George Clooney;Bill Murray;Bob Balaban

Review by C.J. Bunce

It could have been a more serious film for fans of Ocean’s Eleven.  It could have been The Dirty Dozen.  Unfortunately, writer/director George Clooney missed plenty of opportunities to place The Monuments Men alongside the shelves of great World War II movies of years past.  With a cast including Cate Blanchett, Bill Murray, John Goodman, Bob Balaban, and Matt Damon (along with Clooney) this should have been an easy victory.  So where’s the miss?  Clooney couldn’t decide which movie he wanted to make: a World War II biopic or a comedy.  The blend of both results in a merely watchable film, but comes in below the cast’s past works.

If you’ve seen any documentaries on the actual events that inspired the film, you already understand the guiding principle of the story:  It is absolutely worth fighting and dying for to preserve those artifacts that define your culture.  The Monuments Men is the story of a handful of art experts turned soldiers at the end of WWII who tried to assemble and return to their owners–repatriate–prized works of art, some religious, some by renowned art masters, some paintings, some sculptures, and other cultural artifacts, despite the Nazi efforts to squirrel away and often destroy vast cashes of these looted spoils of war.

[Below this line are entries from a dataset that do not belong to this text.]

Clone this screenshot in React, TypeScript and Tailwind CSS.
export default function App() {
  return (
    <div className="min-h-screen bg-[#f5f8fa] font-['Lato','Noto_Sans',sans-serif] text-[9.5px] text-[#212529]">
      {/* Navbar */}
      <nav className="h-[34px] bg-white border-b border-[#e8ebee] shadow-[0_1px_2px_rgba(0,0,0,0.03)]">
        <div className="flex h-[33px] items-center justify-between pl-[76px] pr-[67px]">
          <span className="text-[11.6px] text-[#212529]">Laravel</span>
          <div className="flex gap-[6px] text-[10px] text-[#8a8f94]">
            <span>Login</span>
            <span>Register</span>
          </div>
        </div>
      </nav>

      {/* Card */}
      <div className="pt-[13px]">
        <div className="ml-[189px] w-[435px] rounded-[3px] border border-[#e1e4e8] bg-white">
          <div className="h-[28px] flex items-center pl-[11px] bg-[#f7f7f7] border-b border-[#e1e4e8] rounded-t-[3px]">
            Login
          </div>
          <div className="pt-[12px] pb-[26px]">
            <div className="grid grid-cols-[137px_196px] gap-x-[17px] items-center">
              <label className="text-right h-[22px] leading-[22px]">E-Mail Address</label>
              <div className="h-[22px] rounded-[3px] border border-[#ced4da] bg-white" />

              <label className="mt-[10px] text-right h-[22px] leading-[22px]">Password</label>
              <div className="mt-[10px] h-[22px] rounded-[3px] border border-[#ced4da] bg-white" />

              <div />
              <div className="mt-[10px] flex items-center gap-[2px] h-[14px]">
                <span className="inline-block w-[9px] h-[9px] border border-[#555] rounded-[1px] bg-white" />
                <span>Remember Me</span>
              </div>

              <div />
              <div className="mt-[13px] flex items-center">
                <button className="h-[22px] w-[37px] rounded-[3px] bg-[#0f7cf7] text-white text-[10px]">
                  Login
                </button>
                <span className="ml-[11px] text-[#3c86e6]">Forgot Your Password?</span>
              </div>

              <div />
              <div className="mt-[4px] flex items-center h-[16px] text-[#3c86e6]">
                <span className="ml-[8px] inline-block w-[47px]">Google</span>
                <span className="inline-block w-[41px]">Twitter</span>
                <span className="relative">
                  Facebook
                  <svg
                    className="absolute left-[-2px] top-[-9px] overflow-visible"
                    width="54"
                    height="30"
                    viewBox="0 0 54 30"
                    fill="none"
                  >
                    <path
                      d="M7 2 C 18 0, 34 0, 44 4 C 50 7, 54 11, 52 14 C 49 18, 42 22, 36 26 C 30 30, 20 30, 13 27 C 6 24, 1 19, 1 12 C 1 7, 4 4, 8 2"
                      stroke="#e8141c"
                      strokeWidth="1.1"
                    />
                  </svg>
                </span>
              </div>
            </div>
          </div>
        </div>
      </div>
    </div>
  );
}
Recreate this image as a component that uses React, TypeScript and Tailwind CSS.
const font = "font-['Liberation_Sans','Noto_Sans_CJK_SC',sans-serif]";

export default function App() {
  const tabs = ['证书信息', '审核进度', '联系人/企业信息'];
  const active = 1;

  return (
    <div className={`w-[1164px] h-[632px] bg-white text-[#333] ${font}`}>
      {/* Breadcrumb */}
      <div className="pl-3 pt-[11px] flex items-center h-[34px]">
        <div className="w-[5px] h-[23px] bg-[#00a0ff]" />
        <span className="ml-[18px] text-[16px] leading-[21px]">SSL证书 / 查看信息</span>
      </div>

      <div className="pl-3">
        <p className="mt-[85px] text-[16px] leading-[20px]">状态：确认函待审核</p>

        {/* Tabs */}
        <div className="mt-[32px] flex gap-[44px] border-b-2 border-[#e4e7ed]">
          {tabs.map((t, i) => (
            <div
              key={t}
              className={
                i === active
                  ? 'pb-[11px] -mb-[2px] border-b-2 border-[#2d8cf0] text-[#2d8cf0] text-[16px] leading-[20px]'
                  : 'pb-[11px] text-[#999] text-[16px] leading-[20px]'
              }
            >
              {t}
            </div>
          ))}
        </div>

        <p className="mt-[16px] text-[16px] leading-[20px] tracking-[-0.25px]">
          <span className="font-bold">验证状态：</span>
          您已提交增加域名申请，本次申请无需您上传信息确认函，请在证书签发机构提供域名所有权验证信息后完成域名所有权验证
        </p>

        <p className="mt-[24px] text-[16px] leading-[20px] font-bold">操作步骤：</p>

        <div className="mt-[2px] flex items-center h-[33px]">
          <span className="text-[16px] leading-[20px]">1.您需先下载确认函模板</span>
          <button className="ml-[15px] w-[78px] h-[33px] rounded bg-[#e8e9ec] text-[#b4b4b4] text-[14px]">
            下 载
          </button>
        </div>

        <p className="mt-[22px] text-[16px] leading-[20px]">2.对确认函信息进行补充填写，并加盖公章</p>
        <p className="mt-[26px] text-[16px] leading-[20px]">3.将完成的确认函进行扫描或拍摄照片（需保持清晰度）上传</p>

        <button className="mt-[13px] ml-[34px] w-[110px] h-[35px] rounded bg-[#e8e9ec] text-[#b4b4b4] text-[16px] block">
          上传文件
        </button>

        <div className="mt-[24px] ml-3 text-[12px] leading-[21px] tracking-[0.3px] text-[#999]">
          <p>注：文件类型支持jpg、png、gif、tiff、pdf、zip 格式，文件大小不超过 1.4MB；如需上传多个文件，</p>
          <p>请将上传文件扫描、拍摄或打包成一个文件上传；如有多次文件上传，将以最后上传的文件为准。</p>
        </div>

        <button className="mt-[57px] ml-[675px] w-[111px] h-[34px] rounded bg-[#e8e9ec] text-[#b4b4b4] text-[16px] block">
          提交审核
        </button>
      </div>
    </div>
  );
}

Blanchett and Damon in The Monuments Men

The best element of the real-life story is not about any particular Monument’s man, but the actual account of Rose Valland, a French art scholar who covertly kept a log book of where the Nazis in France shipped stolen art.  She allowed The Monuments Men to fulfill their mission of returning so much art to rightful owners after war’s end.   Like the Valland-inspired Claire Simone, played by Cate Blanchett in the movie, Valland worked in the Jeu De Paume museum in Paris during the Nazi occupation, which was used as the German base of operations for hoarding Europe’s art treasures. Unknown to the Nazis, Valland spoke German, and used this to chronicle the details of the Nazi’s operation.  Unfortunately, Valland’s story becomes only a secondary plot to the men of The Monuments Men, and her account is never as exciting as the real-life Valland.  In fact, the foreign language intrigue of Valland’s story is completely ignored in the film.